II. Defendant Probert's Motion to Set Aside Entry of Default
Defendant Charles Probert has filed a motion to set aside the entry of default pursuant to Fed.R.Civ.P. 55(c). Rule 55(c) provides that "for good cause shown the Court may set aside an entry of default. . . ." In determining whether defendant has shown good cause, the court must consider three factors: (1) whether setting aside the default would prejudice the plaintiff; (2) whether defendant has asserted a meritorious defense; and (3) defendant's culpability in allowing the default. Farnese v. Bagnasco, 687 F.2d 761, 764 (3d Cir. 1982); United Coin Meter Co. v. Seaboard Coastline R.R., 705 F.2d 839, 844-45 (6th Cir. 1983).
In the instant case, each of these factors points to granting relief under Rule 55(c). First, because defendant's answer was filed within 30 days of service of the complaint, there is no evidence that plaintiff's ability to succeed on the merits was prejudiced by defendant's failure to file a timely answer. Moreover, a mere delay in satisfying plaintiff's claim, if he should ultimately succeed at trial, is not sufficient prejudice to require denial of a motion to set aside default. Keegal v. Key West Caribbean Trading Company, Inc., 627 F.2d 372, 374 (D.C. Cir. 1980).
Second, defendant's answer, which was accepted for filing by the Clerk of the Court, presents a potentially meritorious defense. To succeed on his section 1983 claim, plaintiff must show that Probert was acting under color of state law. The complaint alleges that Probert was acting as a part-time prosecutor during the relevant time period. Defendant's answer, however, denies this allegation. If, in fact, Probert was not acting under color of state law as a county prosecutor, he has a viable defense to plaintiff's section 1983 action which should be heard on the merits.
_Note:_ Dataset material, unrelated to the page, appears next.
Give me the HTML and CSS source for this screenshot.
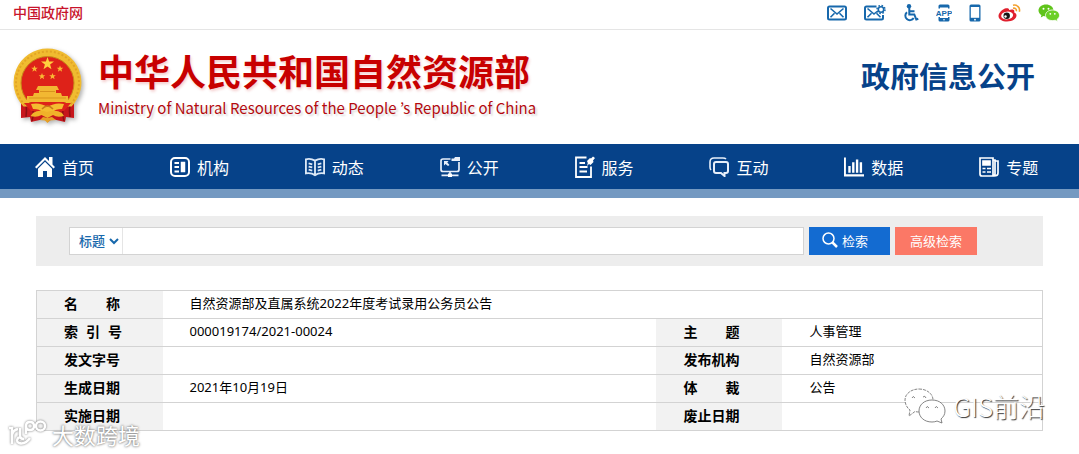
FILE: index.html
```html
<!DOCTYPE html>
<html lang="zh-CN">
<head>
  <meta charset="UTF-8">
  <meta name="viewport" content="width=device-width, initial-scale=1.0">
  <title>政府信息公开</title>
  <link rel="stylesheet" href="styles.css">
</head>
<body>

  <div class="topbar">
    <a class="gov-link" href="#">中国政府网</a>
    <div class="top-icons">
      <a href="#" aria-label="邮箱">
        <svg width="20" height="18" viewBox="0 0 20 18" fill="none" stroke="#1768ac" stroke-width="2"><rect x="1" y="2.500" width="18" height="13" rx="1.500"/><path d="M3.500 4.500 10 10l6.500-5.500M3.500 13.200l4-4M16.500 13.200l-4-4" stroke-width="1.600"/></svg>
      </a>
      <a href="#" aria-label="邮件订阅">
        <svg width="22" height="18" viewBox="0 0 22 18" fill="none" stroke="#1768ac" stroke-width="2"><path d="M12.500 2.500H2.500Q1 2.500 1 4v10Q1 15.500 2.500 15.500h15q1.500 0 1.500-1.500V11"/><path d="M3.500 4.500 10 10l3-2.500M3.500 13.200l4-4M16.500 13.200l-4-4" stroke-width="1.600"/><circle cx="17" cy="5.500" r="2.700" stroke-width="1.600"/><circle cx="17" cy="5.500" r="4" stroke-width="1.500" stroke-dasharray="1.600 1.540"/></svg>
      </a>
      <a href="#" aria-label="无障碍">
        <svg width="16" height="18" viewBox="0 0 16 18" fill="none" stroke="#1768ac" stroke-width="2"><circle cx="6" cy="2.200" r="2.200" fill="#1768ac" stroke="none"/><path d="M6.300 4v6.500h5l2 5 2-.8M7 7.300h4.500"/><path d="M4 8.200A4.500 4.500 0 1 0 10.700 14" stroke-width="2"/></svg>
      </a>
      <a href="#" aria-label="APP">
        <svg width="16" height="18" viewBox="1 0 16 18"><path d="M3.500 4.500V2q0-1.500 1.500-1.500h8q1.500 0 1.500 1.500v2.500h-1.500V3.500h-8v1zM3.500 13V16q0 1.500 1.500 1.500h8q1.500 0 1.500-1.500v-3h-1.500v1h-8v-1z" fill="#1768ac"/><circle cx="9" cy="15.800" r=".8" fill="#fff"/><text class="app-text" x="9" y="12">APP</text></svg>
      </a>
      <a href="#" aria-label="手机版">
        <svg width="12" height="18" viewBox="0 0 12 18"><rect x=".5" y=".5" width="11" height="17" rx="1.500" fill="#1768ac"/><path d="M1.800 3h8.400v10.800H1.800z" fill="#fff"/><circle cx="6" cy="15.700" r=".9" fill="#fff"/></svg>
      </a>
      <a href="#" aria-label="微博">
        <svg width="23" height="18" viewBox="0 0 23 18"><path d="M8 4.200C5 4.500.5 8.700.5 12c0 3.500 4 5.500 8.500 5.500 5.500 0 9.500-3 9.500-6 0-1.900-1.300-2.700-2.400-3 .6-1.500.2-2.700-1.300-3-1.100-.3-2.500 0-3.800.6.400-1.500-.8-2.100-3-1.900z" fill="#e01f2d"/><ellipse cx="9.200" cy="11.500" rx="6" ry="3.900" fill="#fff" transform="rotate(-8 9.200 12)"/><circle cx="8.700" cy="11.800" r="3.200" fill="#151515"/><circle cx="7.500" cy="12.500" r="1.200" fill="#fff"/><path d="M15 1.200c4-1 7.500 2.700 6.300 6.500M15 4.200c2.200-.5 3.800 1 3.300 3" fill="none" stroke="#f3a02d" stroke-width="1.600"/></svg>
      </a>
      <a href="#" aria-label="微信">
        <svg width="22" height="18" viewBox="0 0 22 18"><path d="M8 .5c4.200 0 7.500 2.600 7.500 6s-3.300 6-7.500 6q-1.300 0-2.500-.4L2.800 13.500l.6-2.400C1.600 10 .5 8.400.5 6.500c0-3.400 3.300-6 7.500-6z" fill="#5fc41a"/><path d="M14.500 6c4 0 7 2.300 7 5.300 0 1.600-.9 3-2.300 4l.5 2.200-2.500-1.300q-1.200.4-2.700.4c-4 0-7-2.300-7-5.300S10.500 6 14.500 6z" fill="#6bcf26" stroke="#fff" stroke-width=".8"/><g fill="#fff"><circle cx="5.500" cy="4.800" r="1"/><circle cx="10.500" cy="4.800" r="1"/><circle cx="12.300" cy="9.800" r=".9"/><circle cx="16.800" cy="9.800" r=".9"/></g></svg>
      </a>
    </div>
  </div>

  <header class="header">
    <a class="brand" href="#">
      <svg class="emblem" width="70" height="76" viewBox="0 0 70 76">
        <path d="M8 50 8 70l9-1 1 5 13-3 4 3 4-3 13 3 1-5 8 1V50z" fill="#c7161c"/>
        <path d="M13 55q1 8 0 14M20 60q1 7-1 13M57 55q-1 8 0 14M50 60q-1 7 1 13" fill="none" stroke="#8e0f12" stroke-width="1.500"/>
        <path d="M34.500.5a34 34 0 0 1 24 58h-48a34 34 0 0 1 24-58z" fill="#f0bb30"/>
        <path d="M12 57a31.500 31.500 0 1 1 45 0" fill="none" stroke="#e2a424" stroke-width="2" stroke-dasharray="2 2"/>
        <circle cx="34.500" cy="35" r="26.500" fill="#de2219" stroke="#c78a1a"/>
        <path d="m34.500 9 1.600 4.600h4.900l-3.900 3 1.400 4.700-4-2.800-4 2.800 1.400-4.700-3.900-3h4.900z" fill="#ffcf3f"/>
        <path id="star" d="m21.500 17.500.9 2.300h2.400l-1.900 1.500.7 2.400-2.100-1.400-2.100 1.400.7-2.400-1.900-1.500h2.400z" fill="#f9b934"/>
        <use href="#star" x="25.500"/>
        <use href="#star" x="7.500" y="7.500"/>
        <use href="#star" x="18" y="7.500"/>
        <path d="M25 38h19l2 4H23zM26 42h17v3H26zM21 45h27l1 3H20zM14 48h41v6H14z" fill="#f2b832"/>
        <path d="M27 43.500h15M16 50h37" stroke="#d9931d"/>
        <path d="M11 55h47l-7 8H18z" fill="#de2219"/>
        <path d="M18 56q9-2 16.500 3 7.500-5 16.500-3l-2 5q-7 0-9 3H29q-2-3-9-3z" fill="#f4bd30"/>
        <path d="M20 65q6-4 14-1 9-3 15 1l2 3q-7 2-11-1l-5.500 3-6-3q-5 3-11 1z" fill="#f0b229"/>
        <path d="M29 61q5.500-6 11 0" fill="none" stroke="#c97a1b" stroke-width="1.500"/>
        <path d="m27 72 3-3 4.500 1 4.500-1 4 3-6 .500-2.500 2.500-2.500-2.500z" fill="#e6a126"/>
      </svg>
      <span class="brand-text">
        <strong>中华人民共和国自然资源部</strong>
        <em lang="en">Ministry of Natural Resources of the People ’s Republic of China</em>
      </span>
    </a>
    <h1>政府信息公开</h1>
  </header>

  <nav class="nav">
    <a href="#">
      <svg width="20" height="20" viewBox="0 0 20 20" fill="#fff"><path d="M10 0 0 10l1.500 1.500L10 3l8.500 8.500L20 10l-2.500-2.500V0H14v4z"/><path d="M10 4.800 3 11.800V20h5v-6h4v6h5v-8.200z"/></svg>
      <span>首页</span>
    </a>
    <a href="#">
      <svg width="20" height="20" viewBox="0 0 20 20" fill="none" stroke="#fff" stroke-width="2"><rect x="1" y="1" width="18" height="18" rx="4"/><path d="M4.500 6H9M4.500 10H9M4.500 14.500H9"/><path d="M11.500 5.500h3v9h-3z" fill="#fff" stroke-width="1.500"/></svg>
      <span>机构</span>
    </a>
    <a href="#">
      <svg width="20" height="20" viewBox="0 0 22 20" fill="none" stroke="#dce8f6" stroke-width="2"><path d="M11 3Q6 0 1 1.500V17q6-1 10 2 4-3 10-2V1.500Q16 0 11 3zv16"/><path d="m4 6 4 1M4 9.500l4 1M4 13l4 1M18 6l-4 1M18 9.500l-4 1M18 13l-4 1"/></svg>
      <span>动态</span>
    </a>
    <a href="#">
      <svg width="20" height="20" viewBox="0 0 20 20" fill="none" stroke="#e7effa" stroke-width="1.700"><path d="M10.500 2H3Q1 2 1 4v8.500q0 2 2 2h14q2 0 2-2V5"/><path d="M11.500 1.500H14L15 0h5v4h-8.500z" fill="#e7effa" stroke="none"/><path d="M4 4h4.500L7.300 5.500 9.500 8 8 9 5.500 7 4 8.500z" fill="#e7effa" stroke="none"/><path d="M10 14.500V18M1.500 18.300H8M12 18.300h6.500"/><path d="M8 16.500h4V20H8z" fill="#fff" stroke="none"/></svg>
      <span>公开</span>
    </a>
    <a href="#">
      <svg width="20" height="22" viewBox="0 0 20 22" fill="none" stroke="#fff" stroke-width="1.800"><path d="M11.500 1.500H1V21h15V10.500M4.500 7H10M4.500 11h8M4.500 15.500H12"/><path d="m12 5 3-3 1 .5L18 .5 20 2l-2 2.500.5 1.500-3 3-1.500-1-2 2 .8-3z" fill="#fff" stroke="none"/></svg>
      <span>服务</span>
    </a>
    <a href="#">
      <svg width="20" height="20" viewBox="0 0 20 20" fill="none" stroke="#e7effa" stroke-width="2"><path d="M7 5h10q2 0 2 2v7q0 2-2 2h-1.500v3L12 16H7q-2 0-2-2V7q0-2 2-2z"/><path d="M2 13Q1 12 1 10V5q0-4 4-4h9q2 0 3 1" stroke-width="1.600"/></svg>
      <span>互动</span>
    </a>
    <a href="#">
      <svg width="20" height="20" viewBox="0 0 21 20" fill="#fff"><path d="M0 0h2v17.500h19V20H0zM4.500 9H7v7H4.500zM8.500 5H11v11H8.500zM12.500 2H15v14h-2.500zM16.500 5H19v11h-2.500z"/></svg>
      <span>数据</span>
    </a>
    <a href="#">
      <svg width="20" height="20" viewBox="0 0 20 20" fill="none" stroke="#fff" stroke-width="1.700"><path d="M1 1h13v18H3q-2 0-2-2zM14 3h2v14q0 2-2 2M16 4h3v12q0 3-4 3"/><path d="M4 4h7v4H4z" fill="#fff"/><path d="M3.500 11.500h3M8 11.500h4M3.500 15h3M8 15h4"/></svg>
      <span>专题</span>
    </a>
  </nav>

  <main class="main">
    <form class="search" onsubmit="return false">
      <div class="search-box">
        <select aria-label="检索范围">
          <option>标题</option>
          <option>正文</option>
        </select>
        <input type="text" aria-label="检索词">
      </div>
      <button class="btn btn-search" type="submit">
        <svg width="16" height="16" viewBox="0 0 16 16" fill="none" stroke="#fff"><circle cx="6.500" cy="6.500" r="5.500" stroke-width="1.500"/><path d="m10.500 10.500 4.500 4.500" stroke-width="2.500"/></svg>
        <span>检索</span>
      </button>
      <button class="btn btn-advanced" type="button">高级检索</button>
    </form>

    <table class="info">
      <colgroup>
        <col class="col-label">
        <col>
        <col class="col-label">
        <col class="col-side">
      </colgroup>
      <tr>
        <th><span>名</span><span>称</span></th>
        <td colspan="3">自然资源部及直属系统2022年度考试录用公务员公告</td>
      </tr>
      <tr>
        <th><span>索</span><span>引</span><span>号</span></th>
        <td>000019174/2021-00024</td>
        <th><span>主</span><span>题</span></th>
        <td>人事管理</td>
      </tr>
      <tr>
        <th>发文字号</th>
        <td></td>
        <th>发布机构</th>
        <td>自然资源部</td>
      </tr>
      <tr>
        <th>生成日期</th>
        <td>2021年10月19日</td>
        <th><span>体</span><span>裁</span></th>
        <td>公告</td>
      </tr>
      <tr>
        <th>实施日期</th>
        <td></td>
        <th>废止日期</th>
        <td></td>
      </tr>
    </table>
  </main>

  <div class="mark mark-left">
    <svg width="40" height="28" viewBox="0 0 40 28" fill="none" stroke="#fff" stroke-width="2.500"><path d="M1 8h3v16M4 15q1-5 6-6M12 8v7q0 4 4 4M11 17q-4 4 0 6 6 2 11-5"/><path d="M18 14V6q0-4 4-4t4 4-4 4-4-4"/><circle cx="32.500" cy="6" r="4.500"/></svg>
    <span>大数跨境</span>
  </div>
  <div class="mark mark-right">
    <svg width="42" height="36" viewBox="0 0 42 36" fill="#fff" stroke="#666" stroke-width=".8"><path d="M15 1c8 0 14 5 14 11s-6 12-14 12q-2 0-4-.5L5 28l1-6c-3-2-5-6-5-10C1 6 7 1 15 1z" stroke-dasharray="3 1"/><path d="M28 12c8 0 13 5 13 11 0 4-2 6-4 8l1 4-5-2q-2 1-5 1c-8 0-13-5-13-11s5-11 13-11z"/><g fill="none"><path d="M8 10q1-3 3 0M19 9q2-2 3 1M22 20q1-3 3 0M31 20q1-3 3 0"/></g></svg>
    <span>GIS前沿</span>
  </div>

</body>
</html>
```

FILE: styles.css
```css
* {
  box-sizing: border-box;
}
body {
  margin: 0;
  min-height: 100vh;
  position: relative;
  font-family: "Noto Sans", "Noto Sans CJK SC", sans-serif;
  font-size: 13px;
  color: #000;
  background: #fff;
}
a {
  color: inherit;
  text-decoration: none;
}
svg {
  display: block;
  flex: none;
}

/* top bar */
.topbar {
  display: flex;
  justify-content: space-between;
  height: 30px;
  padding: 0 19px 0 13px;
  border-bottom: 1px solid #e5e5e5;
}
.gov-link {
  font-size: 14px;
  line-height: 26px;
  font-weight: 500;
  color: #c8142c;
}
.top-icons {
  display: flex;
  gap: 17px;
  padding-top: 4px;
}
.app-text {
  font: bold 8px "Liberation Sans", sans-serif;
  text-anchor: middle;
  fill: #1768ac;
}

/* header */
.header {
  display: flex;
  justify-content: space-between;
  height: 114px;
  padding: 18px 44px 0 13px;
}
.brand {
  display: flex;
  gap: 15px;
}
.emblem {
  filter: drop-shadow(2px 2px 2px rgba(0, 0, 0, 0.3));
}
.brand-text {
  display: flex;
  flex-direction: column;
  color: #c80000;
}
.brand-text strong {
  font-size: 36px;
  line-height: 50px;
  font-weight: 700;
  text-shadow: 1px 2px 3px rgba(200, 0, 0, 0.2);
}
.brand-text em {
  font-family: "Noto Sans CJK KR", sans-serif;
  font-size: 15px;
  line-height: 20px;
  font-style: normal;
  color: #b40a0e;
  text-shadow: 2px 2px 2px rgba(0, 0, 0, 0.15);
}
.header h1 {
  margin: 0;
  font-size: 29px;
  line-height: 58px;
  color: #064289;
}

/* navigation */
.nav {
  display: flex;
  height: 54px;
  background: #064289;
  border-bottom: 9px solid #7499c1;
}
.nav a {
  flex: 1;
  display: flex;
  align-items: center;
  gap: 7px;
  padding-left: 35px;
  font-size: 16px;
  color: #fff;
}

.main {
  padding: 18px 36px 0;
}

/* search */
.search {
  display: flex;
  align-items: flex-start;
  gap: 5px;
  height: 50px;
  padding: 11px 66px 0 33px;
  background: #ededed;
}
.search-box {
  flex: 1;
  display: flex;
  height: 28px;
  border: 1px solid #d3d3d3;
  background: #fff;
}
.search-box select {
  width: 53px;
  padding: 0 0 0 5px;
  border: 0;
  border-right: 1px solid #e5e5e5;
  border-radius: 0;
  background: #fff;
  font: 500 13px "Noto Sans", "Noto Sans CJK SC", sans-serif;
  color: #1768ac;
}
.search-box input {
  flex: 1;
  min-width: 0;
  padding: 0 8px;
  border: 0;
  font: inherit;
}
.btn {
  display: flex;
  align-items: center;
  justify-content: center;
  gap: 4px;
  height: 28px;
  padding: 0 0 2px;
  border: 0;
  font: 13px "Noto Sans", "Noto Sans CJK SC", sans-serif;
  color: #fff;
  cursor: pointer;
}
.btn-search {
  width: 81px;
  padding-right: 9px;
  background: #136bd1;
}
.btn-advanced {
  width: 82px;
  background: #fb7866;
}

/* document info */
.info {
  width: 100%;
  margin-top: 24px;
  table-layout: fixed;
  border-collapse: collapse;
  border: 1px solid #d3d3d3;
}
.info tr {
  height: 28px;
  border-bottom: 1px solid #d3d3d3;
}
.info th,
.info td {
  padding: 0 0 0 27px;
  line-height: 25px;
  text-align: left;
  vertical-align: top;
}
.info th {
  background: #f2f2f2;
  font-size: 14px;
  white-space: nowrap;
}
.info th span {
  display: inline-block;
}
.info th span + span {
  margin-left: 8px;
}
.info th span:nth-child(2):last-child {
  margin-left: 28px;
}
.col-label {
  width: 126px;
}
.col-side {
  width: 260px;
}

/* watermarks over the page */
.mark {
  position: absolute;
  display: flex;
  align-items: center;
  font-family: "Noto Sans CJK SC", sans-serif;
  color: #fff;
}
.mark-left {
  left: 8px;
  top: 420px;
  gap: 4px;
  font-size: 22px;
  line-height: 22px;
  text-shadow: 0 0 2px #777, 0 0 3px #999;
}
.mark-left svg {
  filter: drop-shadow(0 0 1px #777);
}
.mark-right {
  right: 34px;
  top: 388px;
  gap: 7px;
  font-size: 26px;
  line-height: 36px;
  font-weight: 300;
  text-shadow: 1px 1px 1px #333;
}
```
Finally, the default was not the result of culpable conduct. The record shows that the federal defendants requested, and were granted, an enlargement of time in which to respond to the complaint. Probert's affidavit states that he assumed that he, too, had additional time in which to respond to the complaint. While Probert's assumption was incorrect, it appears that his failure to file a timely answer was inadvertent, not willful.
For all these reasons, defendant has shown good cause exists to set aside the entry of default. Accordingly, defendant's motion to set aside the entry of default is granted.
III. Defendant Michigan Bell Telephone Co. and J.L.T. Land Company, Inc.'s Motion to Strike Charles Probert's "Cross-Complaint"
Finally, Michigan Bell Telephone Co. and J.L.T. Land Company, Inc., have moved to strike Defendant Probert's "cross-complaint." Defendant Probert filed what is captioned as a "cross-complaint" on December 22, 1984. At that time, the cross-defendants were not parties to this action, and, therefore, the cross-complaint is actually a third-party complaint subject to the requirements of Fed.R.Civ.P. 14(a). See Wright Miller, Federal Practice and Procedure, § 1431, p. 163. That rule provides:
"Third Party Practice.
(a) When Defendant May Bring in Third Party. At any time after commencement of the action a defending party, as a third-party plaintiff, may cause a summons and complaint to be served upon a person not a party to the action who is or may be liable to him for all or part of the plaintiff's claim against him. . . . Any party may move to strike the third-party claim or for its severance or separate trial. . . ."
Here, at the time Probert filed his third-party complaint, he was in default for failing to file a timely answer. The third-party defendants argue, therefore, that the third-party complaint is improper, since Charles Probert is not a defending party within the meaning of Rule 14(a). I agree. According to Moore's Federal Practice, ¶ 55.03, "`When a party is in default . . . the party himself has lost his standing in court, cannot appear in any way, cannot adduce any evidence, and cannot be heard at the final hearing.'" ( quoting Clifton v. Tomb, 21 F.2d 893, 897 (4th Cir. 1927)). Thus, a default having been entered against him, Probert did not have standing to file a third-party complaint. Accordingly, the cross-defendants' motion to strike the improper third-party complaint is granted.
CONCLUSION
In conclusion, the motions of the federal defendants to dismiss or for summary judgment, and to strike the declaration of Scott Pierce are granted. Plaintiff's claims against Don Davis and Doreen Ketchum are dismissed. The federal defendants' motion for attorney fees is deferred until such time as defendants document their request. Defendant Probert's motion to set aside entry of default is granted. The motion to strike defendant Probert's "cross-complaint" is granted.